In this kingdom long ago, a semi-barbaric king has an unusual system of justice.  He has built a huge arena, and outfitted it with two doors.  When a person is accused of a crime, he is thrown into the arena and forced to choose a door.  Behind one door is a lady, whom he will marry, and behind the other is a tiger, which will eat him. 

In the king’s mind, fate is really determining the innocence or guilt of the subject.  Fate is the jury.  If the subject is innocent, he will immediately be rewarded with a wedding to a suitable lady (whether he is attached or not).  If he is guilty, he will immediately be punished with a horrible death when the tiger mauls him. 

There is a problem.  The problem is that his daughter, the princess, takes a lover he does not approve of.  The easy way to get rid of the lover is to toss him into the arena.  Either way, this solves the problem.  Either he will die immediately or he will be married to someone else. 

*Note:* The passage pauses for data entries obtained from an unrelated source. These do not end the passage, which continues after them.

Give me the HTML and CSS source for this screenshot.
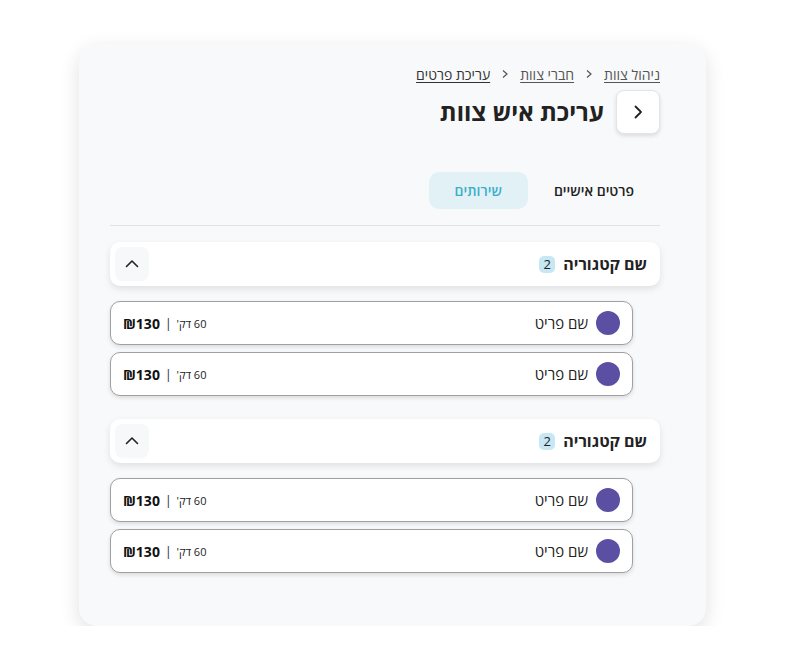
FILE: index.html
```html
<!DOCTYPE html>
<html lang="he" dir="rtl">
<head>
<meta charset="utf-8">
<title>עריכת איש צוות</title>
<link rel="stylesheet" href="styles.css">
</head>
<body>
<div class="page">
  <main class="card">
    <nav class="crumbs">
      <a class="crumb" href="#">ניהול צוות</a>
      <svg class="sep" width="8" height="10" viewBox="0 0 8 10"><path d="M2 1.5 L6 5 L2 8.5" fill="none" stroke="#555" stroke-width="1.2"/></svg>
      <a class="crumb" href="#">חברי צוות</a>
      <svg class="sep" width="8" height="10" viewBox="0 0 8 10"><path d="M2 1.5 L6 5 L2 8.5" fill="none" stroke="#555" stroke-width="1.2"/></svg>
      <a class="crumb current" href="#">עריכת פרטים</a>
    </nav>
    <div class="title-row">
      <button class="back-btn" aria-label="חזרה">
        <svg width="16" height="16" viewBox="0 0 16 16"><path d="M5.5 2.5 L11 8 L5.5 13.5" fill="none" stroke="#222" stroke-width="1.8" stroke-linecap="round" stroke-linejoin="round"/></svg>
      </button>
      <h1 class="title">עריכת איש צוות</h1>
    </div>
    <div class="tabs">
      <button class="tab">פרטים אישיים</button>
      <button class="tab active">שירותים</button>
    </div>
    <section class="group">
      <div class="cat-head">
        <div class="cat-name">שם קטגוריה <span class="badge">2</span></div>
        <button class="collapse" aria-label="כווץ">
          <svg width="16" height="16" viewBox="0 0 16 16"><path d="M2.5 10.5 L8 5 L13.5 10.5" fill="none" stroke="#222" stroke-width="1.6" stroke-linecap="round" stroke-linejoin="round"/></svg>
        </button>
      </div>
      <ul class="items">
        <li class="item"><span class="dot"></span><span class="name">שם פריט</span><span class="meta"><span class="dur">60 דק'</span><span class="bar">|</span><span class="price">₪130</span></span></li>
        <li class="item"><span class="dot"></span><span class="name">שם פריט</span><span class="meta"><span class="dur">60 דק'</span><span class="bar">|</span><span class="price">₪130</span></span></li>
      </ul>
    </section>
    <section class="group">
      <div class="cat-head">
        <div class="cat-name">שם קטגוריה <span class="badge">2</span></div>
        <button class="collapse" aria-label="כווץ">
          <svg width="16" height="16" viewBox="0 0 16 16"><path d="M2.5 10.5 L8 5 L13.5 10.5" fill="none" stroke="#222" stroke-width="1.6" stroke-linecap="round" stroke-linejoin="round"/></svg>
        </button>
      </div>
      <ul class="items">
        <li class="item"><span class="dot"></span><span class="name">שם פריט</span><span class="meta"><span class="dur">60 דק'</span><span class="bar">|</span><span class="price">₪130</span></span></li>
        <li class="item"><span class="dot"></span><span class="name">שם פריט</span><span class="meta"><span class="dur">60 דק'</span><span class="bar">|</span><span class="price">₪130</span></span></li>
      </ul>
    </section>
  </main>
</div>
</body>
</html>
```
FILE: styles.css
```css
* { box-sizing: border-box; }
html, body { margin: 0; padding: 0; background: #ffffff; }
body { font-family: "Open Sans", "Noto Sans", "DejaVu Sans", sans-serif; color: #222; }
.page { padding: 44px 79px 0 79px; }
.card {
  width: 627px;
  height: 582px;
  background: #f8f9fa;
  border-radius: 18px;
  box-shadow: 0 6px 20px rgba(0,0,0,0.12);
  padding: 20px 46px 0 31px;
}
.crumbs { display: flex; align-items: center; gap: 11px; height: 20px; font-size: 14px; }
.crumb { color: #555; text-decoration: underline; text-underline-offset: 2px; }
.crumb.current { color: #333; }
.sep { display: block; }
.title-row { display: flex; align-items: center; gap: 12px; margin-top: 6px; }
.back-btn {
  width: 44px; height: 44px;
  display: flex; align-items: center; justify-content: center;
  background: #fff; border: 1px solid #e2e4e7; border-radius: 8px;
  box-shadow: 0 2px 4px rgba(0,0,0,0.12);
  padding: 0;
}
.title { margin: 0; font-size: 24px; font-weight: 700; color: #222; line-height: 1; }
.tabs { display: flex; margin-top: 38px; padding-bottom: 16px; border-bottom: 1px solid #e1e4e7; }
.tab {
  font-family: inherit; font-size: 14px; font-weight: 600; color: #222;
  background: transparent; border: 0; border-radius: 10px;
  height: 37px; padding: 0 26px;
}
.tab.active { background: #e2f1f5; color: #3cb0c8; }
.group { margin-top: 16px; margin-bottom: 23px; }
.cat-head {
  display: flex; align-items: center; justify-content: space-between;
  height: 44px; background: #fff; border-radius: 10px;
  box-shadow: 0 3px 7px rgba(0,0,0,0.1);
  padding: 0 13px 0 5px;
}
.cat-name { display: flex; align-items: center; gap: 8px; font-size: 16px; font-weight: 700; color: #222; }
.badge {
  display: inline-flex; align-items: center; justify-content: center;
  width: 16px; height: 17px; border-radius: 5px;
  background: #c7e7f5; font-size: 13px; font-weight: 400; color: #222;
}
.collapse {
  width: 34px; height: 34px; border: 0; border-radius: 8px; background: #f6f8fa;
  display: flex; align-items: center; justify-content: center; padding: 0;
}
.items { list-style: none; margin: 15px 27px 0 0; padding: 0; display: flex; flex-direction: column; gap: 7px; }
.item {
  display: flex; align-items: center; height: 44px;
  background: #fff; border: 1px solid #a0a0a0; border-radius: 10px;
  box-shadow: 0 2px 4px rgba(0,0,0,0.12);
  padding: 0 12px;
}
.dot { width: 24px; height: 24px; border-radius: 50%; background: #5a4fa2; flex: none; }
.name { margin-right: 8px; font-size: 15px; color: #222; }
.meta { margin-right: auto; display: flex; align-items: center; gap: 5px; }
.dur { font-size: 11px; color: #222; }
.bar { font-size: 12px; color: #222; }
.price { font-size: 14px; font-weight: 700; color: #111; }
```
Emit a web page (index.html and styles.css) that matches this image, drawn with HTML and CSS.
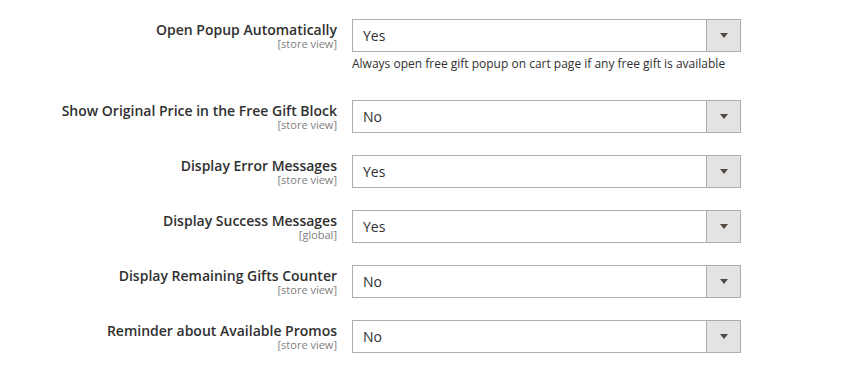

However, the king’s daughter has other ideas.  She has a semi-barbaric streak too, and she is also wily. 

Possessed of more power, influence, and force of character than anyone who had ever before been interested in such a case, she had done what no other person had done—she had possessed herself of the secret of the doors. 

Through bribes and the strength of her personality, the princess is able to determine which door has the tiger and which has the lady.  However, this does not tell the reader everything.  Which door will she lead her lover to?  He knows that she has found this information out.  What the reader does not know is whether she wants him to live, or if she would rather see him dead than with another woman. 

Her decision had been indicated in an instant, but it had been made after days and nights of anguished deliberation. She had known she would be asked, she had decided what she would answer, and, without the slightest hesitation, she had moved her hand to the right. 

The story ends ambiguously.  We have no idea which door she chose. The author does this on purpose, because he wants us to ponder human nature.  Just how selfish is the princess?  I have always suspected that she chose the tiger.